High-Performance Data Processing with AWS EKS NodeGroups

Question

Pulumi · Accepted Answer

To set up a high-performance data processing system using AWS EKS NodeGroups, we'll need to create an EKS cluster and then configure a node group within that cluster that is optimized for data processing workloads. AWS Elastic Kubernetes Service (EKS) is a managed Kubernetes service that makes it easier for you to run Kubernetes on AWS without needing to install and operate your own Kubernetes control plane.

Below is an explanation and a Pulumi program written in Python that will create an EKS cluster and a managed node group with Pulumi's EKS package. The node group can be configured to suit high-performance requirements, for example by selecting appropriate instance types, enabling GPU support, or configuring the desired size of the nodes.

In this program, we are using the `pulumi_eks` package because it provides high-level components that simplify EKS cluster creation and management. We'll take advantage of the `Cluster` and `ManagedNodeGroup` resources from the `pulumi_eks` package.

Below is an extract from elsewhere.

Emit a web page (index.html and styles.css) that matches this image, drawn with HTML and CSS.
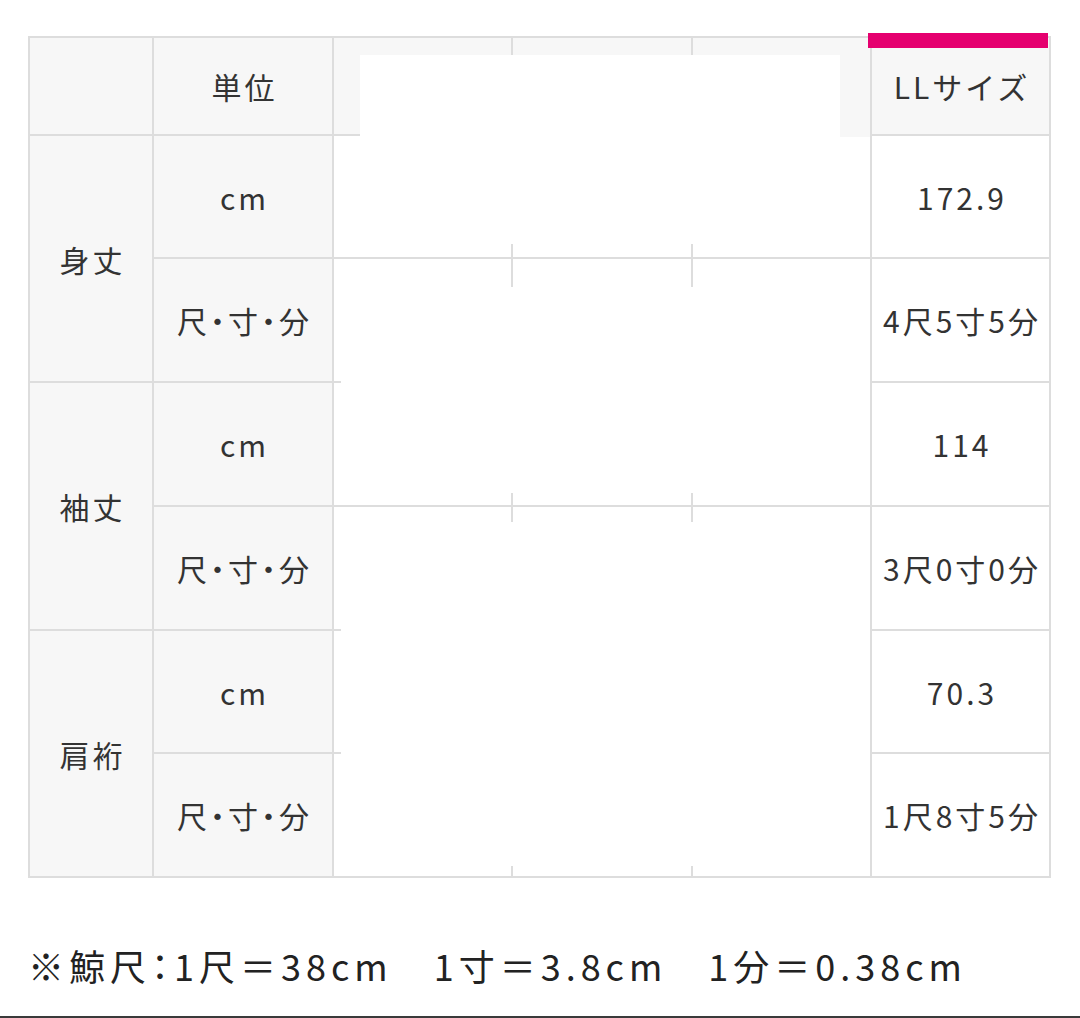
FILE: index.html
```html
<!DOCTYPE html>
<html lang="ja">
<head>
<meta charset="utf-8">
<title>サイズ表</title>
<link rel="stylesheet" href="styles.css">
</head>
<body>
<div class="page">
  <div class="sheet">
    <div class="grid">
      <div class="c hd"></div>
      <div class="c hd">単位</div>
      <div class="c hd"></div>
      <div class="c hd"></div>
      <div class="c hd"></div>
      <div class="c hd ll"><span class="accent"></span>LLサイズ</div>

      <div class="c lab span2">身丈</div>
      <div class="c lab">cm</div>
      <div class="c blank"></div>
      <div class="c blank"></div>
      <div class="c blank"></div>
      <div class="c val">172.9</div>

      <div class="c lab unit">尺・寸・分</div>
      <div class="c blank"></div>
      <div class="c blank"></div>
      <div class="c blank"></div>
      <div class="c val">4尺5寸5分</div>

      <div class="c lab span2">袖丈</div>
      <div class="c lab">cm</div>
      <div class="c blank"></div>
      <div class="c blank"></div>
      <div class="c blank"></div>
      <div class="c val">114</div>

      <div class="c lab unit">尺・寸・分</div>
      <div class="c blank"></div>
      <div class="c blank"></div>
      <div class="c blank"></div>
      <div class="c val">3尺0寸0分</div>

      <div class="c lab span2">肩裄</div>
      <div class="c lab">cm</div>
      <div class="c blank"></div>
      <div class="c blank"></div>
      <div class="c blank"></div>
      <div class="c val">70.3</div>

      <div class="c lab unit">尺・寸・分</div>
      <div class="c blank"></div>
      <div class="c blank"></div>
      <div class="c blank"></div>
      <div class="c val">1尺8寸5分</div>
    </div>
    <div class="mask m-head"></div>
    <div class="mask m-headline"></div>
    <div class="mask m-row1"></div>
    <div class="mask m-mid"></div>
    <div class="mask m-low"></div>
  </div>
  <p class="note">※鯨尺<span class="colon">：</span>1尺＝38cm　1寸＝3.8cm　1分＝0.38cm</p>
  <div class="rule"></div>
</div>
</body>
</html>
```

FILE: styles.css
```css
* { box-sizing: border-box; }

html, body {
  margin: 0;
  padding: 0;
  background: #ffffff;
}

body {
  font-family: "Noto Sans CJK JP", "Noto Sans", sans-serif;
  color: #333333;
  width: 1080px;
  height: 1018px;
  overflow: hidden;
}

.page {
  position: relative;
  height: 1018px;
  padding: 36px 0 0 28px;
}

.sheet {
  position: relative;
  width: 1023px;
}

.grid {
  display: grid;
  grid-template-columns: 124px 180px 179px 180px 179px 179px;
  grid-template-rows: 98px 123px 124px 124px 124px 123px 124px;
  border-top: 2px solid #dddddd;
  border-left: 2px solid #dddddd;
}

.c {
  display: flex;
  align-items: center;
  justify-content: center;
  border-right: 2px solid #dddddd;
  border-bottom: 2px solid #dddddd;
  font-size: 30px;
  letter-spacing: 3px;
  padding-left: 3px;
  line-height: 1;
  white-space: nowrap;
}

.hd { background: #f7f7f7; }
.lab { background: #f7f7f7; }
.blank { background: #ffffff; }
.val { background: #ffffff; }

.span2 { grid-row: span 2; }

.unit { font-feature-settings: "palt"; }

.ll { position: relative; }

.accent {
  position: absolute;
  top: -5px;
  left: -4px;
  width: 180px;
  height: 15px;
  background: #e5006f;
}

.mask {
  position: absolute;
  background: #ffffff;
}

/* redaction over the hidden size columns */
.m-head { left: 332px; top: 19px; width: 480px; height: 82px; }
.m-headline { left: 812px; top: 97px; width: 30px; height: 4px; background: #f7f7f7; }
.m-row1 { left: 306px; top: 101px; width: 536px; height: 107px; }
.m-mid { left: 313px; top: 251px; width: 529px; height: 206px; }
.m-low { left: 313px; top: 486px; width: 529px; height: 344px; }

.note {
  margin: 69px 0 0 0;
  font-size: 36px;
  letter-spacing: 5px;
  line-height: 1;
  white-space: nowrap;
  color: #222222;
}

.colon { font-feature-settings: "palt"; }

.rule {
  position: absolute;
  left: 0;
  right: 0;
  bottom: 0;
  height: 2px;
  background: #3a3a3a;
}
```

- `Cluster`: This resource will create an EKS cluster along with all the necessary components such as the VPC and subnets if they are not specified. It abstracts away many of the complexities of setting up an EKS cluster.

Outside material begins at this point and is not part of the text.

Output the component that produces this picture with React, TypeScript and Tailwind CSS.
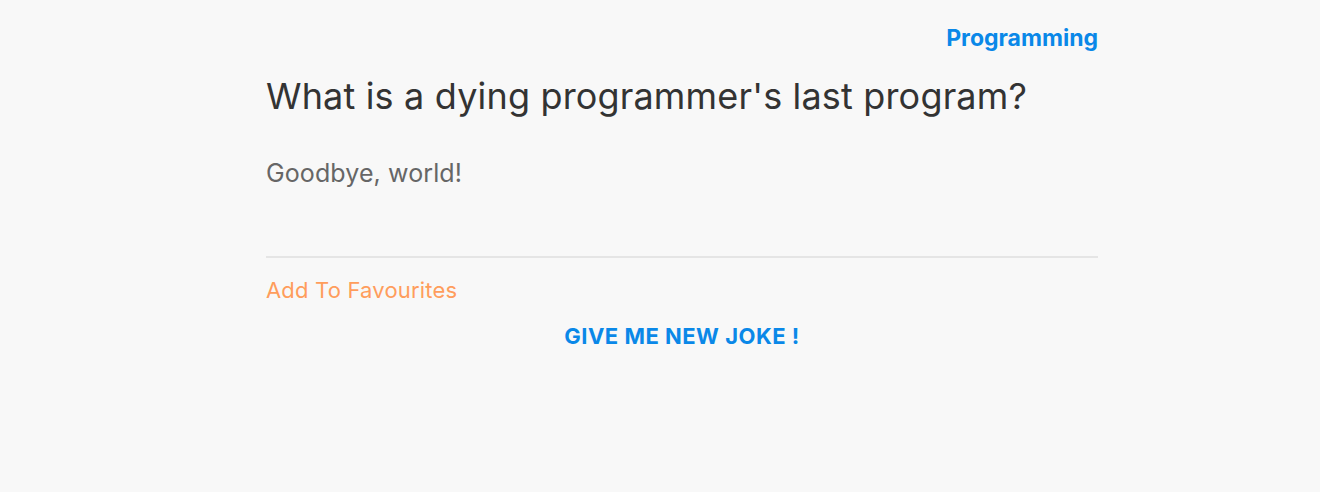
import React from 'react';

const App: React.FC = () => {
  return (
    <div className="min-h-[492px] w-full bg-[#f8f8f8] font-['Inter',sans-serif]">
      <div className="ml-[266px] w-[832px] pt-[24px]">
        <div className="flex justify-end">
          <span className="text-[23px] font-bold leading-[28px] text-[#0a88e8]">Programming</span>
        </div>
        <h1 className="mt-[20px] text-[36px] font-normal leading-[48px] tracking-[0.17px] text-[#333333]">
          What is a dying programmer's last program?
        </h1>
        <p className="mt-[38px] text-[25px] leading-[30px] tracking-[0.1px] text-[#666666]">Goodbye, world!</p>
        <div className="mt-[68px] h-[2px] bg-[#e5e5e5]" />
        <button className="mt-[18px] block text-[22px] leading-[28px] tracking-[0.18px] text-[#ff9d5c]">
          Add To Favourites
        </button>
        <div className="mt-[18px] flex justify-center">
          <button className="text-[22px] font-bold leading-[28px] tracking-[0.5px] text-[#0a88e8]">
            GIVE ME NEW JOKE !
          </button>
        </div>
      </div>
    </div>
  );
};

export default App;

- `ManagedNodeGroup`: This resource will create an EKS managed node group which is a set of EC2 instances that are registered with the EKS cluster. The instances in a managed node group are automatically managed by EKS.

To process data efficiently, we need to select the right instance type for our node group. AWS offers several EC2 instance types that are optimized for compute, memory, or storage. For example, `c5.2xlarge` instances could be chosen for compute-optimized tasks. We can also add tags and labels for better resource management and categorization.

Let's proceed with the Pulumi program.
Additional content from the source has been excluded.